I ran kubectl get svc kubernetes and saw that the apiserver is on 6443.
On my local k3d cluster I see:
:; k get svc kubernetes
NAME TYPE CLUSTER-IP EXTERNAL-IP PORT(S) AGE
kubernetes ClusterIP 10.43.0.1 <none> 443/TCP 20d
:; k get svc kubernetes -o yaml
apiVersion: v1
kind: Service
metadata:
creationTimestamp: "2022-05-17T19:25:59Z"
labels:
component: apiserver
provider: kubernetes
name: kubernetes
namespace: default
resourceVersion: "192"
uid: 91adabcb-fbf6-495b-8bed-63514f33bcf0
spec:
clusterIP: 10.43.0.1
clusterIPs:
- 10.43.0.1
internalTrafficPolicy: Cluster
ipFamilies:
- IPv4
ipFamilyPolicy: SingleStack
ports:
- name: https
port: 443
protocol: TCP
targetPort: 6443
sessionAffinity: None
type: ClusterIP
status:
loadBalancer: {}
That is, while the API server runs on 6443, the service exposes 443 (and so clients connect to 443 and iptables rewrites it). I assume your setup does not use 443 at all?
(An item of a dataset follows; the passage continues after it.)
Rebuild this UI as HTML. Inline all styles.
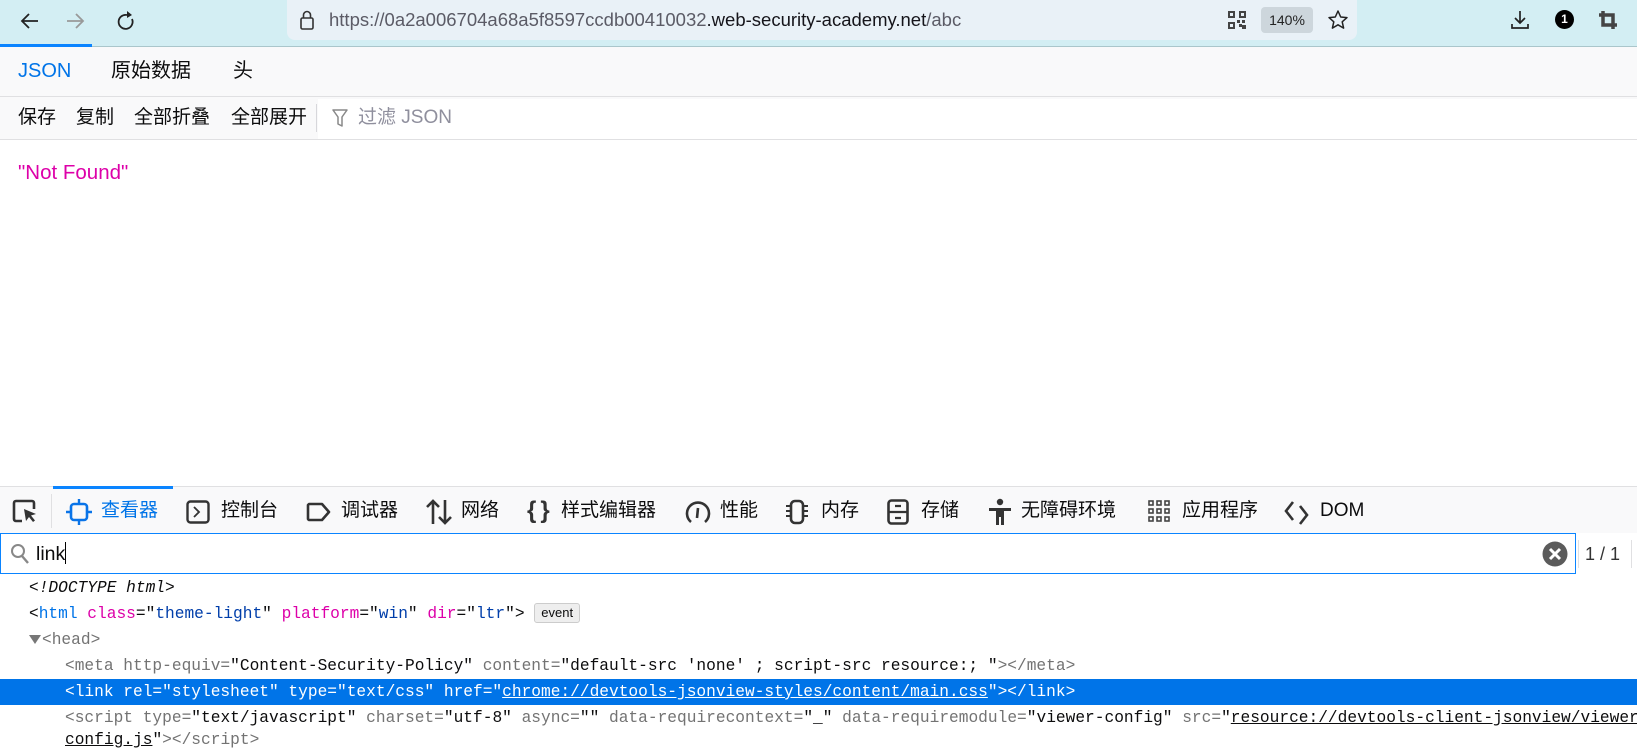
<!DOCTYPE html>
<html><head><meta charset="utf-8">
<style>
*{margin:0;padding:0;box-sizing:border-box}
body{width:1637px;height:754px;overflow:hidden;background:#fff;font-family:"Liberation Sans","Noto Sans CJK SC",sans-serif;position:relative;color:#0c0c0d}
.a{position:absolute}
.mono{font-family:"Liberation Mono","DejaVu Sans Mono",monospace;font-size:16.2px;white-space:pre}
.row{position:absolute;left:0;right:0;height:26px;line-height:26px}
.tg{color:#0074e8}.at{color:#dd00a9}.av{color:#003eaa}.gr{color:#737373}
.tab{position:absolute;top:498px;font-size:19px;line-height:26px;color:#0c0c0d}
.tb{position:absolute;top:105px;font-size:19px;line-height:26px;white-space:nowrap}
</style></head><body>
<!-- browser top bar -->
<div class="a" style="left:0;top:0;width:1637px;height:46px;background:#d3eef3"></div>
<div class="a" style="left:0;top:46px;width:1637px;height:1px;background:#aac6cb"></div>
<svg class="a" style="left:20px;top:10px" width="120" height="22" viewBox="0 0 120 22">
<path d="M18 11H3M9 4L2 11l7 7" stroke="#222" stroke-width="1.8" fill="none"/>
<path d="M47 11h15M56 4l7 7-7 7" stroke="#999" stroke-width="1.8" fill="none"/>
<path d="M107 5a7 7 0 1 0 5 4" stroke="#222" stroke-width="1.8" fill="none"/><path d="M107 1l5 4-5 3z" fill="#222"/>
</svg>
<div class="a" style="left:287px;top:0;width:1070px;height:40px;background:#e9f1f7;border-radius:0 0 8px 8px"></div>
<svg class="a" style="left:299px;top:9px" width="16" height="22"><rect x="2" y="9" width="12" height="11" rx="1.5" fill="none" stroke="#333" stroke-width="1.6"/><path d="M4.5 9V6a3.5 3.5 0 0 1 7 0v3" fill="none" stroke="#333" stroke-width="1.6"/></svg>
<div class="a" style="left:329px;top:8px;font-size:18.5px;line-height:24px;color:#5b5b66;white-space:nowrap">https://0a2a006704a68a5f8597ccdb00410032<span style="color:#15141a">.web-security-academy.net</span>/abc</div>
<svg class="a" style="left:1228px;top:11px" width="18" height="18"><g fill="#444"><rect x="0" y="0" width="7" height="7"/><rect x="11" y="0" width="7" height="7"/><rect x="0" y="11" width="7" height="7"/><rect x="9" y="9" width="3" height="3"/><rect x="14" y="14" width="4" height="4"/><rect x="11" y="13" width="3" height="3"/><rect x="14" y="9" width="3" height="3"/></g><g fill="#e9f1f7"><rect x="2" y="2" width="3" height="3"/><rect x="13" y="2" width="3" height="3"/><rect x="2" y="13" width="3" height="3"/></g></svg>
<div class="a" style="left:1261px;top:7px;width:52px;height:26px;background:#cdd6dc;border-radius:4px;font-size:14px;line-height:26px;text-align:center;color:#222">140%</div>
<svg class="a" style="left:1327px;top:9px" width="22" height="22"><path d="M11 2l2.7 6 6.3.6-4.8 4.2 1.4 6.3L11 15.8 5.4 19.1l1.4-6.3L2 8.6l6.3-.6z" fill="none" stroke="#222" stroke-width="1.5" stroke-linejoin="round"/></svg>
<svg class="a" style="left:1509px;top:9px" width="22" height="22"><path d="M11 2v12M6 9l5 5 5-5M3 15v4h16v-4" fill="none" stroke="#222" stroke-width="1.7"/></svg>
<div class="a" style="left:1555px;top:10px;width:19px;height:19px;border-radius:50%;background:#000;color:#fff;font-size:12px;font-weight:bold;text-align:center;line-height:19px">1</div>
<svg class="a" style="left:1598px;top:10px" width="20" height="20"><path d="M5 1v14h14M1 5h14v14" fill="none" stroke="#444" stroke-width="3.5"/></svg>

<!-- json viewer tabs -->
<div class="a" style="left:0;top:47px;width:1637px;height:50px;background:#f9f9fa;border-bottom:1px solid #e0e0e2"></div>
<div class="a" style="left:0;top:44px;width:92px;height:3px;background:#0a84ff"></div>
<div class="a" style="left:18px;top:57px;font-size:20px;line-height:28px;color:#0074e8">JSON</div>
<div class="a" style="left:111px;top:57px;font-size:20px;line-height:28px">原始数据</div>
<div class="a" style="left:233px;top:57px;font-size:20px;line-height:28px">头</div>
<div class="a" style="left:0;top:97px;width:1637px;height:43px;background:#f9f9fa;border-bottom:1px solid #e0e0e2"></div>
<div class="a" style="left:318px;top:99px;width:1319px;height:40px;background:#fff"></div>
<div class="a" style="left:316px;top:104px;width:1px;height:28px;background:#d7d7db"></div>
<div class="tb" style="left:18px">保存</div>
<div class="tb" style="left:76px">复制</div>
<div class="tb" style="left:134px">全部折叠</div>
<div class="tb" style="left:231px">全部展开</div>
<svg class="a" style="left:332px;top:109px" width="16" height="19"><path d="M1 1h14l-5 7v9l-4-2V8z" fill="none" stroke="#888" stroke-width="1.5" stroke-linejoin="round"/></svg>
<div class="tb" style="left:358px;color:#8f8f9d">过滤 JSON</div>
<div class="a" style="left:18px;top:159px;font-size:20.5px;line-height:28px;color:#dd00a9">"Not Found"</div>

<!-- devtools -->
<div class="a" style="left:0;top:486px;width:1637px;height:47px;background:#f9f9fa;border-top:1px solid #e0e0e2"></div>
<div class="a" style="left:53px;top:486px;width:120px;height:3px;background:#0a84ff"></div>
<div class="a" style="left:51px;top:494px;width:1px;height:34px;background:#e0e0e2"></div>
<svg class="a" style="left:12px;top:499px" width="28" height="26"><path d="M10 22H4a2 2 0 0 1-2-2V4a2 2 0 0 1 2-2h16a2 2 0 0 1 2 2v6" fill="none" stroke="#333" stroke-width="2.6"/><path d="M12 10l12 5-5 1.5 4 5-2 1.5-4-5-3 4z" fill="#333"/></svg>
<svg class="a" style="left:66px;top:499px" width="26" height="26"><rect x="5" y="5" width="16" height="16" rx="3" fill="none" stroke="#0a74e8" stroke-width="2.6"/><path d="M13 0v5M13 21v5M0 13h5M21 13h5" stroke="#0a74e8" stroke-width="2.4"/></svg>
<div class="tab" style="left:101px;color:#0074e8">查看器</div>
<svg class="a" style="left:186px;top:500px" width="24" height="24"><rect x="1.5" y="1.5" width="21" height="21" rx="3" fill="none" stroke="#333" stroke-width="2.4"/><path d="M8 7l5 5-5 5" fill="none" stroke="#333" stroke-width="1.8"/></svg>
<div class="tab" style="left:221px">控制台</div>
<svg class="a" style="left:306px;top:502px" width="26" height="20"><path d="M3 2h13l7 8-7 8H3a2 2 0 0 1-1-1V3z" fill="none" stroke="#333" stroke-width="2.6" stroke-linejoin="round"/></svg>
<div class="tab" style="left:341px">调试器</div>
<svg class="a" style="left:426px;top:498px" width="26" height="28"><path d="M7 26V3M1 9l6-6 6 6M19 2v23M13 19l6 6 6-6" fill="none" stroke="#333" stroke-width="2.6"/></svg>
<div class="tab" style="left:461px">网络</div>
<div class="a" style="left:527px;top:497px;font-size:24px;line-height:28px;font-weight:bold;color:#333;letter-spacing:4px">{}</div>
<div class="tab" style="left:561px">样式编辑器</div>
<svg class="a" style="left:685px;top:499px" width="26" height="26"><path d="M6 23A11 11 0 1 1 20 23" fill="none" stroke="#333" stroke-width="2.6"/><path d="M13 9l-1 10" stroke="#333" stroke-width="2.6"/></svg>
<div class="tab" style="left:720px">性能</div>
<svg class="a" style="left:784px;top:499px" width="26" height="26"><rect x="7" y="2" width="12" height="22" rx="4" fill="none" stroke="#333" stroke-width="2.6"/><path d="M2 7h5M2 12h5M2 17h5M19 7h5M19 12h5M19 17h5" stroke="#333" stroke-width="2"/></svg>
<div class="tab" style="left:821px">内存</div>
<svg class="a" style="left:887px;top:499px" width="22" height="26"><rect x="1.5" y="1.5" width="19" height="23" rx="3" fill="none" stroke="#333" stroke-width="2.6"/><path d="M1 13h20M8 7h6M8 19h6" stroke="#333" stroke-width="2.2"/></svg>
<div class="tab" style="left:921px">存储</div>
<svg class="a" style="left:988px;top:498px" width="24" height="28"><circle cx="12" cy="4" r="3.2" fill="#333"/><path d="M1 10h22v3h-7v14h-3v-8h-2v8H8V13H1z" fill="#333"/></svg>
<div class="tab" style="left:1021px">无障碍环境</div>
<svg class="a" style="left:1148px;top:500px" width="22" height="22"><g fill="none" stroke="#444" stroke-width="1.6"><rect x="1" y="1" width="4" height="4"/><rect x="9" y="1" width="4" height="4"/><rect x="17" y="1" width="4" height="4"/><rect x="1" y="9" width="4" height="4"/><rect x="9" y="9" width="4" height="4"/><rect x="17" y="9" width="4" height="4"/><rect x="1" y="17" width="4" height="4"/><rect x="9" y="17" width="4" height="4"/><rect x="17" y="17" width="4" height="4"/></g></svg>
<div class="tab" style="left:1182px">应用程序</div>
<svg class="a" style="left:1284px;top:499px" width="28" height="26"><path d="M9 3L2 12l7 9M16 7l7 9-7 9" fill="none" stroke="#333" stroke-width="2.6"/></svg>
<div class="tab" style="left:1320px">DOM</div>

<div class="a" style="left:0;top:533px;width:1576px;height:41px;border:1px solid #0a84ff;background:#fff"></div>
<svg class="a" style="left:10px;top:543px" width="20" height="22"><circle cx="8" cy="8" r="6" fill="none" stroke="#888" stroke-width="2"/><path d="M12 13l6 7" stroke="#888" stroke-width="2.4"/></svg>
<div class="a" style="left:36px;top:541px;font-size:19.5px;line-height:26px">link<span style="display:inline-block;width:1px;height:22px;background:#000;vertical-align:-4px"></span></div>
<svg class="a" style="left:1542px;top:541px" width="26" height="26"><circle cx="13" cy="13" r="12.5" fill="#5b5b5b"/><path d="M8 8l10 10M18 8L8 18" stroke="#fff" stroke-width="3"/></svg>
<div class="a" style="left:1578px;top:540px;width:1px;height:28px;background:#e0e0e2"></div>
<div class="a" style="left:1631px;top:540px;width:1px;height:28px;background:#e0e0e2"></div>
<div class="a" style="left:1585px;top:542px;font-size:18px;line-height:24px;color:#333">1 / 1</div>

<div class="row mono" style="top:575px;padding-left:29px"><i style="color:#0c0c0d">&lt;!DOCTYPE html&gt;</i></div>
<div class="row mono" style="top:601px;padding-left:29px">&lt;<span class="tg">html</span> <span class="at">class</span>="<span class="av">theme-light</span>" <span class="at">platform</span>="<span class="av">win</span>" <span class="at">dir</span>="<span class="av">ltr</span>"&gt; <span style="display:inline-block;font-size:13px;line-height:18px;padding:0 6px;border:1px solid #ccc;border-radius:3px;background:#eee;vertical-align:1px;font-family:'Liberation Sans',sans-serif">event</span></div>
<div class="row mono gr" style="top:627px;padding-left:29px"><svg width="13" height="10" style="vertical-align:0"><path d="M0 1h12L6 10z" fill="#777"/></svg>&lt;head&gt;</div>
<div class="row mono" style="top:653px;padding-left:65px"><span class="gr">&lt;meta http-equiv=</span>"Content-Security-Policy"<span class="gr"> content=</span>"default-src 'none' ; script-src resource:; "<span class="gr">&gt;&lt;/meta&gt;</span></div>
<div class="row mono" style="top:679px;padding-left:65px;background:#0074e8;color:#fff">&lt;link rel="stylesheet" type="text/css" href="<u>chrome://devtools-jsonview-styles/content/main.css</u>"&gt;&lt;/link&gt;</div>
<div class="row mono" style="top:705px;padding-left:65px;overflow:hidden"><span class="gr">&lt;script type=</span>"text/javascript"<span class="gr"> charset=</span>"utf-8"<span class="gr"> async=</span>""<span class="gr"> data-requirecontext=</span>"_"<span class="gr"> data-requiremodule=</span>"viewer-config"<span class="gr"> src=</span>"<u>resource://devtools-client-jsonview/viewer-</u></div>
<div class="row mono" style="top:727px;padding-left:65px"><u>config.js</u>"<span class="gr">&gt;&lt;/script&gt;</span></div>
</body></html>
I'm curious about the motivation for that, but we should probably figure out a better path forward, regardless.
This issue has been automatically marked as stale because it has not had recent activity. It will be closed in 14 days if no further activity occurs. Thank you for your contributions.